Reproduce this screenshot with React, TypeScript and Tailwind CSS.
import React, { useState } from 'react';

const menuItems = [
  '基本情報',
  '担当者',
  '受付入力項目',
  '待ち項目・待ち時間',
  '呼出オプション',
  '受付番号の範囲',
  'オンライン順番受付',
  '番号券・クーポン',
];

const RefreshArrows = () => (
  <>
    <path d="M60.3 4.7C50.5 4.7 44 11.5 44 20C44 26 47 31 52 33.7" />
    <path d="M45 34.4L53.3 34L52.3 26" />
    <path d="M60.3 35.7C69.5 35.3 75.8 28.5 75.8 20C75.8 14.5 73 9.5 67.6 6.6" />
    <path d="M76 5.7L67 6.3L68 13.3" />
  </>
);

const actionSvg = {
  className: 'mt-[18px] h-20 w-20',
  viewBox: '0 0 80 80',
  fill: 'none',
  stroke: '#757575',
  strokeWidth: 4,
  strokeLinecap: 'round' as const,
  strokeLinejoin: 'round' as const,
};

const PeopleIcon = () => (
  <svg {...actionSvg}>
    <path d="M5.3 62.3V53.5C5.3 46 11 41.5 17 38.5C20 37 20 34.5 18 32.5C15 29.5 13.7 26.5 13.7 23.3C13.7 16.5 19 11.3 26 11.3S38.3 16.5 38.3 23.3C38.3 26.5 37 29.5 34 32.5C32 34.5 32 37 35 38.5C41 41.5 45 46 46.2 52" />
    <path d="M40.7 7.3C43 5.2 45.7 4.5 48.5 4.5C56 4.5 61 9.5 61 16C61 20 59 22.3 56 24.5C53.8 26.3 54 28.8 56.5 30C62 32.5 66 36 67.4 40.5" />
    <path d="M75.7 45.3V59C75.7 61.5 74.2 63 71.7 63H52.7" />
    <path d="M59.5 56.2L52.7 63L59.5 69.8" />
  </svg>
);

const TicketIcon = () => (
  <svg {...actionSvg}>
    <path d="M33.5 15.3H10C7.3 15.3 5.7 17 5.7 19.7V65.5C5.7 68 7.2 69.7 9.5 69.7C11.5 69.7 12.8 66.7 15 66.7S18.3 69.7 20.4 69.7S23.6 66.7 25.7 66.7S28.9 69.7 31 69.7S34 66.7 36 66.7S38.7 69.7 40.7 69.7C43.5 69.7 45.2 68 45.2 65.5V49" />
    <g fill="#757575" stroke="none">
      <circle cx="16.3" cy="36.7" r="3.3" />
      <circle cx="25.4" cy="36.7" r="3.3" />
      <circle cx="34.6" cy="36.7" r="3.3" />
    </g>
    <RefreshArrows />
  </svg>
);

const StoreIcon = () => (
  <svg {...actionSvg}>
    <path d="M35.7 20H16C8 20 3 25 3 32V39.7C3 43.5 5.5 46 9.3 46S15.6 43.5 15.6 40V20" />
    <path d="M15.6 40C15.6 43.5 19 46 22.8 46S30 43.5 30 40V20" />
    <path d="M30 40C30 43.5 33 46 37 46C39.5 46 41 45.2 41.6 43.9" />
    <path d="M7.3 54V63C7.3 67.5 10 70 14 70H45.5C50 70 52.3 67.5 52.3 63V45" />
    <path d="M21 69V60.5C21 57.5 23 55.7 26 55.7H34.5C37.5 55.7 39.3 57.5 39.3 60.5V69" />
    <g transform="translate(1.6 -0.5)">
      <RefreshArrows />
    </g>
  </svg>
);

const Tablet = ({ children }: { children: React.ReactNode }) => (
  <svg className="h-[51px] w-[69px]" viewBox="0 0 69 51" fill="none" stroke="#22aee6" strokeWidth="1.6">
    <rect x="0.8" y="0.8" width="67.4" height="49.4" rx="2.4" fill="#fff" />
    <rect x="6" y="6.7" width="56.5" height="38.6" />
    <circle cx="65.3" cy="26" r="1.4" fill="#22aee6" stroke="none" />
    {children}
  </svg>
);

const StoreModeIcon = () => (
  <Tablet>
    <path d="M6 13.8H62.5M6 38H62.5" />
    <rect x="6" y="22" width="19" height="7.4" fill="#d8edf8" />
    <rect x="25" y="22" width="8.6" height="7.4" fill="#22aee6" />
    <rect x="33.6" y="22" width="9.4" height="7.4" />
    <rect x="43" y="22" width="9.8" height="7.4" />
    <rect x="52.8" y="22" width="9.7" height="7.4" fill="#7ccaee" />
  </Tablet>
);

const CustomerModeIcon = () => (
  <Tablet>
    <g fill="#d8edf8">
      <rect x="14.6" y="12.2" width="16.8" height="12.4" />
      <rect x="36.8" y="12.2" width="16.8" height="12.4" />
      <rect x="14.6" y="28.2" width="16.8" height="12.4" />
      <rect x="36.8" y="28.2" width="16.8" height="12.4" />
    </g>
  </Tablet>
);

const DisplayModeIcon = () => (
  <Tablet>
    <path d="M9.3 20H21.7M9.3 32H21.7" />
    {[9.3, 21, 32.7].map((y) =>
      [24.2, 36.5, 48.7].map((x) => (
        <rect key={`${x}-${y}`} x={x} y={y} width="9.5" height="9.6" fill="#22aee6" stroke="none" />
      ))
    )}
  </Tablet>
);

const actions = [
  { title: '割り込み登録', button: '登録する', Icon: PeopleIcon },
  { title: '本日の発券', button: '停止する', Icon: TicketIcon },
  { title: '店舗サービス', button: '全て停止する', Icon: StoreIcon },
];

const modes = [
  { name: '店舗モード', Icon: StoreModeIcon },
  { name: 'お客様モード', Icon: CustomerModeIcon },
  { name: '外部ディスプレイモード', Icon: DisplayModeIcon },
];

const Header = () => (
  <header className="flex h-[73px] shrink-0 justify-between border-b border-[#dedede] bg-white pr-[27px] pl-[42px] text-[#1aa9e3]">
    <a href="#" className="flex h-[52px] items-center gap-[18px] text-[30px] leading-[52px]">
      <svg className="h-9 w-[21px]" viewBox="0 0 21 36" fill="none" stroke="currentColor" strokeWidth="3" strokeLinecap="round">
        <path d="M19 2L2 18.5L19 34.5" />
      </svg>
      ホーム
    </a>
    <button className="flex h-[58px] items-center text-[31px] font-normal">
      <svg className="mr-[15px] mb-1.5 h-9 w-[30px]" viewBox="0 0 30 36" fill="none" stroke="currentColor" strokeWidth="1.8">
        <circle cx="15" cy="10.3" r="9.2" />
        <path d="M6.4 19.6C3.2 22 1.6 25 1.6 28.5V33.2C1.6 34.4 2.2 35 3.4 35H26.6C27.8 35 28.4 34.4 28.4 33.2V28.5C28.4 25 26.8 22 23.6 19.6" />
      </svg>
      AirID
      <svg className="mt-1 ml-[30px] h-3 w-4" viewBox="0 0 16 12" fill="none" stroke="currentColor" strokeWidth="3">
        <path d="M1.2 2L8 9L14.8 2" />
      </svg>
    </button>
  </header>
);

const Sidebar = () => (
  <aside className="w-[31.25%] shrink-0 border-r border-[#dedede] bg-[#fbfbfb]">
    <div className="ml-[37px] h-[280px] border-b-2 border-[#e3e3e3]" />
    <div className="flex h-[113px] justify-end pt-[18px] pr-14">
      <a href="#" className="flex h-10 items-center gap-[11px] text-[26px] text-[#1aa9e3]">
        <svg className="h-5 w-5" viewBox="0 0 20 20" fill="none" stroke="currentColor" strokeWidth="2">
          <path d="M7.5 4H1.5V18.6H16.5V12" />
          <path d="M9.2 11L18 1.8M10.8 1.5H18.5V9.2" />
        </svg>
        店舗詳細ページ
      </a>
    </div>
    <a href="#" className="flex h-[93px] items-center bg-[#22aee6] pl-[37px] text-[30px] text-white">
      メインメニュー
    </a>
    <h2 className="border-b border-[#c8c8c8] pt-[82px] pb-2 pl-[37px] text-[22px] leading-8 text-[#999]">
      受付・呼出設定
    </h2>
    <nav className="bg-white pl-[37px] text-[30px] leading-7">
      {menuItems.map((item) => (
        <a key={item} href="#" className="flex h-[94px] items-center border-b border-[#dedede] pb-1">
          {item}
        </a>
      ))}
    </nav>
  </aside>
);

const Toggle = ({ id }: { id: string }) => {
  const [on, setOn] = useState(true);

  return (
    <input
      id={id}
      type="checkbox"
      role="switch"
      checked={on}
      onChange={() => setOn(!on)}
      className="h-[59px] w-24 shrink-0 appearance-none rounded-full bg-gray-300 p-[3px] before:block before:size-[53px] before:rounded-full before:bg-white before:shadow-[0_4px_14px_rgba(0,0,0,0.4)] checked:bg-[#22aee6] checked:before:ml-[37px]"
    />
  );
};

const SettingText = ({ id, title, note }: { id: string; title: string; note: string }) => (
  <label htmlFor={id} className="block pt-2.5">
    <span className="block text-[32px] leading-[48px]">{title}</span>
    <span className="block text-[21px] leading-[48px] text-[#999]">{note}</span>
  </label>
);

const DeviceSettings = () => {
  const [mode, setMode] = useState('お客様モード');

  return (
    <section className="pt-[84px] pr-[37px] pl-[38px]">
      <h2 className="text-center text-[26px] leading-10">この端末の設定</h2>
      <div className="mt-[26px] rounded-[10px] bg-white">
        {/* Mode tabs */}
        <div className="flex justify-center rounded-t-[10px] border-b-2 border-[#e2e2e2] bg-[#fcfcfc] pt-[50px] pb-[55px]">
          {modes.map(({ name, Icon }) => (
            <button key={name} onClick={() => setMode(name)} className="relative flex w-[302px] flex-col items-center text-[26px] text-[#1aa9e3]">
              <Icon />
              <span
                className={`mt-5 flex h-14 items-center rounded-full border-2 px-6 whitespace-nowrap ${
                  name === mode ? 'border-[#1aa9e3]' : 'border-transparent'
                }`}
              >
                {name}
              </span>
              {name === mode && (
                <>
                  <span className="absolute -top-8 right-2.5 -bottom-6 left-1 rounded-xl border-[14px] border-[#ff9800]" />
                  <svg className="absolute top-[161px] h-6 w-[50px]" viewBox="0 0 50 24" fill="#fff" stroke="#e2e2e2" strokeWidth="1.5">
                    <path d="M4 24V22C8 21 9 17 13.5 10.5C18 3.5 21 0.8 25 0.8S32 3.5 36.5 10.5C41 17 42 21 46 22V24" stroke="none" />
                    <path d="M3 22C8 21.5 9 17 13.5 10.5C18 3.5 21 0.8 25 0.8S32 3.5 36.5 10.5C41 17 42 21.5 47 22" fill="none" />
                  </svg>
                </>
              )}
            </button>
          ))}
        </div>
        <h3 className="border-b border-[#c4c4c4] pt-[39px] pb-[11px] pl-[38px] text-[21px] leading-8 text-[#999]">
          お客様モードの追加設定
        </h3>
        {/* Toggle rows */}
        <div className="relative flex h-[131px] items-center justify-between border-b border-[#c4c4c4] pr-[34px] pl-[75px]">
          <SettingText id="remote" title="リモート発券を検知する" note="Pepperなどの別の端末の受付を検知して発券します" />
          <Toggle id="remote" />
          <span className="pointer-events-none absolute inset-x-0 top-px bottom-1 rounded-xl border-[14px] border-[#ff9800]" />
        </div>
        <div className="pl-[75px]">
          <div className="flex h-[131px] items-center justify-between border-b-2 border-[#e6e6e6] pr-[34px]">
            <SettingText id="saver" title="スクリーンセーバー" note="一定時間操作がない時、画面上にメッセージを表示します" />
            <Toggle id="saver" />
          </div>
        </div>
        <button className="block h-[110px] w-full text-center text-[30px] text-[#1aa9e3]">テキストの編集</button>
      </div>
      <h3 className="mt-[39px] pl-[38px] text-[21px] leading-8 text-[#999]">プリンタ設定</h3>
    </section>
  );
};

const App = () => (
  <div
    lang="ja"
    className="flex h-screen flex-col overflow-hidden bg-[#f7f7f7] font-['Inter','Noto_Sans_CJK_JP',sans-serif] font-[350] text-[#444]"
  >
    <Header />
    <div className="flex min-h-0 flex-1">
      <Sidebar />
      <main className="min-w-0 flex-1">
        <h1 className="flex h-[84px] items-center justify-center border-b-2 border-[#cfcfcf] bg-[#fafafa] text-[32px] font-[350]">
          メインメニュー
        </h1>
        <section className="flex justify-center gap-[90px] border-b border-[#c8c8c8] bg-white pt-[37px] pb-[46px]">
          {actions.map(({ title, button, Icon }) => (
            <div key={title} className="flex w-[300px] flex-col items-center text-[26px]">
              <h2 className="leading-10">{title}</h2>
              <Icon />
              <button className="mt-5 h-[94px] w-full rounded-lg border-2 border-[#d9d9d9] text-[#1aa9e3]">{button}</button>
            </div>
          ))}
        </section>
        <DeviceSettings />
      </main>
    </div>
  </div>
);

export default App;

┄┄┄┄┄┄

◆ **PROBLEM STATEMENT**
Which lines of the material contain the string "React"? List each of them.

◆ **RESULT BELOW**
Reproduce this screenshot with React, TypeScript and Tailwind CSS.
import React, { useState } from 'react';
const Tablet = ({ children }: { children: React.ReactNode }) => (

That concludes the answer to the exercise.